Le matin, lorsque je sors accrocher du linge sur la corde, je vois madame J., en robe de nuit, là-haut, sur son balcon.
Ça va sécher! qu’elle me crie.
Oui, enfin! que je lui réponds aussi fort que possible. Elle me fait un petit signe de tête et un grand sourire. Je sais qu’elle n’a pas entendu. C’est que madame J. a 89 ans, bien sonnés.
Voulez-vous des pots de confiture? me demande-t-elle.-
Je lui fais un signe évident de la tête et la voit disparaître dans sa maison.
Quelques minutes plus tard, elle apparaît de nouveau, à la clôture cette fois, en habits de ville et portant un sac dans lequel se trouvent quelques pots de confiture. C’est que madame J. elle fait ça, de la confiture. Tous les jours, de la confiture. Et quand elle ne fait pas de confiture, elle voyage d’épicerie en épicerie en quête de bonnes aubaines.

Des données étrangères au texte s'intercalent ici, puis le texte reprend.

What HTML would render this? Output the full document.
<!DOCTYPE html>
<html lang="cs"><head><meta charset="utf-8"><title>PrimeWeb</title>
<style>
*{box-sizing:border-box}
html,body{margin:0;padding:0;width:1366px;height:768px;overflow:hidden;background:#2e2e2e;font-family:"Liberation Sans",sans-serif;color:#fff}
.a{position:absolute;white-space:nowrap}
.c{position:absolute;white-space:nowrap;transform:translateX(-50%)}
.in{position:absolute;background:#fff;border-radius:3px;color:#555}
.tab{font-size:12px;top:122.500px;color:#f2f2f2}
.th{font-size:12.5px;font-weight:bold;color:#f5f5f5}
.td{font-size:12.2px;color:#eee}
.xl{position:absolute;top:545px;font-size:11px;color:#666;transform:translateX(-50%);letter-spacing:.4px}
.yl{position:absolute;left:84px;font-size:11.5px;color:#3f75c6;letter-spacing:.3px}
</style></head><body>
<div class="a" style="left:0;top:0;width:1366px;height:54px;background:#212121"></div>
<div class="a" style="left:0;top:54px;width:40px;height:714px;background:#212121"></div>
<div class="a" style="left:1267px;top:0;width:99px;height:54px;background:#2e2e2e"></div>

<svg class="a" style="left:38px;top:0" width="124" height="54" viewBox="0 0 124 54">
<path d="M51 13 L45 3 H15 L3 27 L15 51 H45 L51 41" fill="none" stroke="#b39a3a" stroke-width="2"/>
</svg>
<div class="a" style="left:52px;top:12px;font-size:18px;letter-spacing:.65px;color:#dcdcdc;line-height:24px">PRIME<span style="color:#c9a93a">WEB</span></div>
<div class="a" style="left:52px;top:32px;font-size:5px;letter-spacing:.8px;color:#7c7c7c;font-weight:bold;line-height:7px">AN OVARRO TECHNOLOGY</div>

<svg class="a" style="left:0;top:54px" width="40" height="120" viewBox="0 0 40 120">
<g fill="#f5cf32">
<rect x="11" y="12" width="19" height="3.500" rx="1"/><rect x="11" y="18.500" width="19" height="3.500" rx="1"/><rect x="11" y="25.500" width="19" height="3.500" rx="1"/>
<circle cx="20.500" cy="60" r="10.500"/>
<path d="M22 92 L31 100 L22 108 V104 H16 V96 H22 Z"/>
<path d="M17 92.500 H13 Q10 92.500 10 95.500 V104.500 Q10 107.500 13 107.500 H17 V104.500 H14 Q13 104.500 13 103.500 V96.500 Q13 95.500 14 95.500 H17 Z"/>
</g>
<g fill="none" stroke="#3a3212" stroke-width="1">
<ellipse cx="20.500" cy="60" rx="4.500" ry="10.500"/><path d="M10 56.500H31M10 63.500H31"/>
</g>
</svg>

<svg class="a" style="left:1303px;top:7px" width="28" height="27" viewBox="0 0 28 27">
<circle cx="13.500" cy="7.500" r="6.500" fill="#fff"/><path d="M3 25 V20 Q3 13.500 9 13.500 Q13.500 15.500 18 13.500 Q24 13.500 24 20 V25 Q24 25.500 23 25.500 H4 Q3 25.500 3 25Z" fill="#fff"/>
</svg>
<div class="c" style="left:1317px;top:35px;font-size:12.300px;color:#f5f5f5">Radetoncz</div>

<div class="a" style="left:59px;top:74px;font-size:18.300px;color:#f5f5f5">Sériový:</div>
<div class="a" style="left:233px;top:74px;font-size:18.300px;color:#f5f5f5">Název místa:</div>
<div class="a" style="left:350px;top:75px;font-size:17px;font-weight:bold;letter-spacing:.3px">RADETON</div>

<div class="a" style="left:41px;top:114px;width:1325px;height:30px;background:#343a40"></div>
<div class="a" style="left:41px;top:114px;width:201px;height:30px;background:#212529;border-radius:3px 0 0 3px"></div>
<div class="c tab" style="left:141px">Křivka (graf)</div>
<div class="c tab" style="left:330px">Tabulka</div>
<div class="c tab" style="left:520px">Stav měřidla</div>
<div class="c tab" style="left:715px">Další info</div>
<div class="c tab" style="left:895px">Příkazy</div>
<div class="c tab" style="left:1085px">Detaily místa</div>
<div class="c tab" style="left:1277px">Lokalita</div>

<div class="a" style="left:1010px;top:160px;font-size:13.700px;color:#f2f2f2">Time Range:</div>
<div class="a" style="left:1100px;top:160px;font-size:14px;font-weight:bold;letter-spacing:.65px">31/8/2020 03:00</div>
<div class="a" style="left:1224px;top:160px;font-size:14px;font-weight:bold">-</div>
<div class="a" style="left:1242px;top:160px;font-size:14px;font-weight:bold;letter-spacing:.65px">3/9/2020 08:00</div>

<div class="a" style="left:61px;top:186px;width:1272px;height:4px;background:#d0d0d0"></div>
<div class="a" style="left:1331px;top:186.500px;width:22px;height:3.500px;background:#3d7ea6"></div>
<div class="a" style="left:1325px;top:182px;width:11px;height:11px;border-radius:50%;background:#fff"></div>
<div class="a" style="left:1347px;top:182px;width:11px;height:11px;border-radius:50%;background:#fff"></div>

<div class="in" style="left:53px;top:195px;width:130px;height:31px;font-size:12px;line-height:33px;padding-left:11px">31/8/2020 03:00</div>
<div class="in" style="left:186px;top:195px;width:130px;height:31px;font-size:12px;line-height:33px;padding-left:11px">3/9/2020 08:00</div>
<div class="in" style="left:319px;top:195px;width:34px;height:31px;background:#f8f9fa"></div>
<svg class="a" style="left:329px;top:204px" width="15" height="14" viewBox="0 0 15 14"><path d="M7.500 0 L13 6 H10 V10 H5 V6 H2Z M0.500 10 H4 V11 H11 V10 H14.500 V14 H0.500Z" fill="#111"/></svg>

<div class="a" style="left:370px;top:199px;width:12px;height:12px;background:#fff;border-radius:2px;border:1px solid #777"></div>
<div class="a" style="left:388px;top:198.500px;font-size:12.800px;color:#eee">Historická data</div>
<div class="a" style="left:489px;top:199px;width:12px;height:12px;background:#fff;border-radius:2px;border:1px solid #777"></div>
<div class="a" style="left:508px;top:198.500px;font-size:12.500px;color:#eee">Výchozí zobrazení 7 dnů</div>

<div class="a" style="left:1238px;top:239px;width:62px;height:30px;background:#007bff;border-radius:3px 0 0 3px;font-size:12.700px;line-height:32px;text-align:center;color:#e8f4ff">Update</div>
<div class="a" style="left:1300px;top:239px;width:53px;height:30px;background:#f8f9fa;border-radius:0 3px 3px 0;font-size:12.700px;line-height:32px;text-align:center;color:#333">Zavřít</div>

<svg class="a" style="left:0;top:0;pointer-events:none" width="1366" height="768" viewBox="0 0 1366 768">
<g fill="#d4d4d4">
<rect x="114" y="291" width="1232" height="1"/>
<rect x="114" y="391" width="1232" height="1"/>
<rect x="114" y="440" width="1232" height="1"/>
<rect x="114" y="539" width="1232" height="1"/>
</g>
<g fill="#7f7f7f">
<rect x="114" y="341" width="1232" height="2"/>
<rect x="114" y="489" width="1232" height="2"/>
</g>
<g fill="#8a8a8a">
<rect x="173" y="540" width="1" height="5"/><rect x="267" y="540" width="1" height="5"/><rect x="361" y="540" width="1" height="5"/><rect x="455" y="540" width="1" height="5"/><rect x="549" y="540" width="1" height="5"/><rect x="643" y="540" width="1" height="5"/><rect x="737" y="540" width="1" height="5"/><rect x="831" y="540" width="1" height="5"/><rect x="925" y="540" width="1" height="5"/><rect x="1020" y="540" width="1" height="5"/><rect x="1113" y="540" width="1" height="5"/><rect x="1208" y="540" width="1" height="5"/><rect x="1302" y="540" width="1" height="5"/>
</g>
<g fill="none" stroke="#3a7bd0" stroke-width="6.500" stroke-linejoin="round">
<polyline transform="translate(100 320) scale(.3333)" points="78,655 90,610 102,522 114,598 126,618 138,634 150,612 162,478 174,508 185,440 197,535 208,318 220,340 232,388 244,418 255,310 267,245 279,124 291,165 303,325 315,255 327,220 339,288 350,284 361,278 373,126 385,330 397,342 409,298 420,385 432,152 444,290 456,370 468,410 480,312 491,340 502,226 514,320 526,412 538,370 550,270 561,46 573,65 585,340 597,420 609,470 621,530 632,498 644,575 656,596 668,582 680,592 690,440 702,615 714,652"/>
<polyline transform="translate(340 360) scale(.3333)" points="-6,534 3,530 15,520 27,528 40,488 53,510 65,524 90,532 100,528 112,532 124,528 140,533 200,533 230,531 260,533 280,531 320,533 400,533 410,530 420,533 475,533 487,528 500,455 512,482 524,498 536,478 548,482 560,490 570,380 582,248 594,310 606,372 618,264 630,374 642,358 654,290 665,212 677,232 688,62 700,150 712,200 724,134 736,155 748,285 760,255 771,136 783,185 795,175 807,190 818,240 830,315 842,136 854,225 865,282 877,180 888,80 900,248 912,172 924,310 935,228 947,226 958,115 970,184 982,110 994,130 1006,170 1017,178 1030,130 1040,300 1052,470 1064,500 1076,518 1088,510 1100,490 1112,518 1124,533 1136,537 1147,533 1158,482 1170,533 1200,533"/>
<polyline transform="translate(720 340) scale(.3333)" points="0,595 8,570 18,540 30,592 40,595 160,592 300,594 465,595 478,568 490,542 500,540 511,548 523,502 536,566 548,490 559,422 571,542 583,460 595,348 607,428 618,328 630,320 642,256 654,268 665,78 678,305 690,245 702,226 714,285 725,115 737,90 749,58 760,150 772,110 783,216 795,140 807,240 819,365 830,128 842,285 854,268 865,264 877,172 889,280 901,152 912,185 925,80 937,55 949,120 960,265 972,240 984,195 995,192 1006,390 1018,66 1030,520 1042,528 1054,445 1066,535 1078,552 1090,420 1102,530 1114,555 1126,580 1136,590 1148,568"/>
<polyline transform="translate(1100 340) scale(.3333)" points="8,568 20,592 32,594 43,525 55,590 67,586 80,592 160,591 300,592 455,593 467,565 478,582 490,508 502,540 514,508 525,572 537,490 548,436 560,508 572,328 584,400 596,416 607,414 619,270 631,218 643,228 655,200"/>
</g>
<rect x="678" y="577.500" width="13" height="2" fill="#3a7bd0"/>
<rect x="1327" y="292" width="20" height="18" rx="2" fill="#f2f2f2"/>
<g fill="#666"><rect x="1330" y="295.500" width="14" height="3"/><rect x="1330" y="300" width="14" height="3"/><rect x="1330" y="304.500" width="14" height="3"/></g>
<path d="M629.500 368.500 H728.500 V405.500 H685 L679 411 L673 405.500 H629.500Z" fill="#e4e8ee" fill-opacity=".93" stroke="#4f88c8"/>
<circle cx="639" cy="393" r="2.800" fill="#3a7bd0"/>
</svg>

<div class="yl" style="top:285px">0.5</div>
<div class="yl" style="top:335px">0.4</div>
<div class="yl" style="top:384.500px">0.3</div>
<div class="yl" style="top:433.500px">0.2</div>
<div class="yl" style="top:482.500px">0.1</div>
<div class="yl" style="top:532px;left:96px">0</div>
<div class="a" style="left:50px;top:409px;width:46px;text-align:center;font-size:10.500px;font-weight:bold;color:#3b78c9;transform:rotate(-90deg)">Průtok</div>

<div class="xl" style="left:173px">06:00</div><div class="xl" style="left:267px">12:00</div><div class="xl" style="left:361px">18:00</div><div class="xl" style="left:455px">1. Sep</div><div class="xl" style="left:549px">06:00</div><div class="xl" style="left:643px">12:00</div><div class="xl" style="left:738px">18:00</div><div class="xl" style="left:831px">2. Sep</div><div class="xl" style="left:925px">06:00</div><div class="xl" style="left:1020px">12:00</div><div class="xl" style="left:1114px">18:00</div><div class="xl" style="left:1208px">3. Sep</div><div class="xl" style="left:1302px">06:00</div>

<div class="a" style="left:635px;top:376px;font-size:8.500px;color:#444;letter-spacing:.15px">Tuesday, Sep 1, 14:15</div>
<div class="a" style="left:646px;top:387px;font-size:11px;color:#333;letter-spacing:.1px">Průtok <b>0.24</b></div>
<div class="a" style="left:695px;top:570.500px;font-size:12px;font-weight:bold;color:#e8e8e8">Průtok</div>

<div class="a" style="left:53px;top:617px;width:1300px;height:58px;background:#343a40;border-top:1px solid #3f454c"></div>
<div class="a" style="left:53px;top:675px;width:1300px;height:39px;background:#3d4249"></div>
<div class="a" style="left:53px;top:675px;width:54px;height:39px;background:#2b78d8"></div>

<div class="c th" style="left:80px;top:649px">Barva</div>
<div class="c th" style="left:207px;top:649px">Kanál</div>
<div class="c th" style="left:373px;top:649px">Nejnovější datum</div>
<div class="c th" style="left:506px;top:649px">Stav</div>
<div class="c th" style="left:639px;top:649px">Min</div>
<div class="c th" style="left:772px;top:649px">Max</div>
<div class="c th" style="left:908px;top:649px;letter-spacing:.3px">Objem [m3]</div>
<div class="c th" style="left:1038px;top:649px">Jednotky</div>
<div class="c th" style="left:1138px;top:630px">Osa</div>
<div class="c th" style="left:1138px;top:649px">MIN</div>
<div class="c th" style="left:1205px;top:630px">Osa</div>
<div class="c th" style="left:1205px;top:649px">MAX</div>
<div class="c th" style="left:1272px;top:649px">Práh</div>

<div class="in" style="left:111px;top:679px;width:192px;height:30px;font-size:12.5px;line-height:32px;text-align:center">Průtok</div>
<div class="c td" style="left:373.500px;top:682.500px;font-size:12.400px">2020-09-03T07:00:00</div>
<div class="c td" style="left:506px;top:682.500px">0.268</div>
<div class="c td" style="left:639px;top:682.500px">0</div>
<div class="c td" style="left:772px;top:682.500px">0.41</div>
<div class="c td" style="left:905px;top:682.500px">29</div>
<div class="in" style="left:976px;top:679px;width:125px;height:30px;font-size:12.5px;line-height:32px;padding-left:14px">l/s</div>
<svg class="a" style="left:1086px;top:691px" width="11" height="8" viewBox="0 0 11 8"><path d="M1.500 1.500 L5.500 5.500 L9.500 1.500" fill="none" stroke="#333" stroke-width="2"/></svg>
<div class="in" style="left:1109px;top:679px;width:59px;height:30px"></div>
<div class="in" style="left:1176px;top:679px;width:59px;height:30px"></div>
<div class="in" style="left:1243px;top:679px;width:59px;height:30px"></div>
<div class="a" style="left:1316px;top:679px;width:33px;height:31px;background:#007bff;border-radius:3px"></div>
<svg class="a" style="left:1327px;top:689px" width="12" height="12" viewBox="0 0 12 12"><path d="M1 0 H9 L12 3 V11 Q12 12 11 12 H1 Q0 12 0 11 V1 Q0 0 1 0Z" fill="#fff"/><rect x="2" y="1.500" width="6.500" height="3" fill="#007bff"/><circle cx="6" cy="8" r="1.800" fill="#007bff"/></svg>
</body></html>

Quand j’ai vu qu’il faisait beau, je me suis dit : « C’est certain que madame va laver. » alors j’ai attendu de vous voir sur votre balcon.
Merci beaucoup, madame J., c’est les enfants et mon mari qui seront contents.
Vous savez, le plaisir d’en donner, c’est le plaisir d’en refaire, me dit-elle en me tendant mes pots. À mon âge, il faut bien que je m’occupe.
Avant de remonter, nous discutons un peu. De mes quatre enfants qui grandissent, des quatre siens qu’elle a élevés à une toute autre époque. De la pluie, du beau temps. Des bons fruits à bon prix. Puis elle me salue et repart. Chaque fois, dans mon sac, c’est la surprise. À la fraise. À la framboise. À la pêche. À l’abricot. À la nectarine. Mais toujours si bon.
En tout cas, je veux bien tenter le coup. Surtout si ça demande de manger de la confiture tous les jours.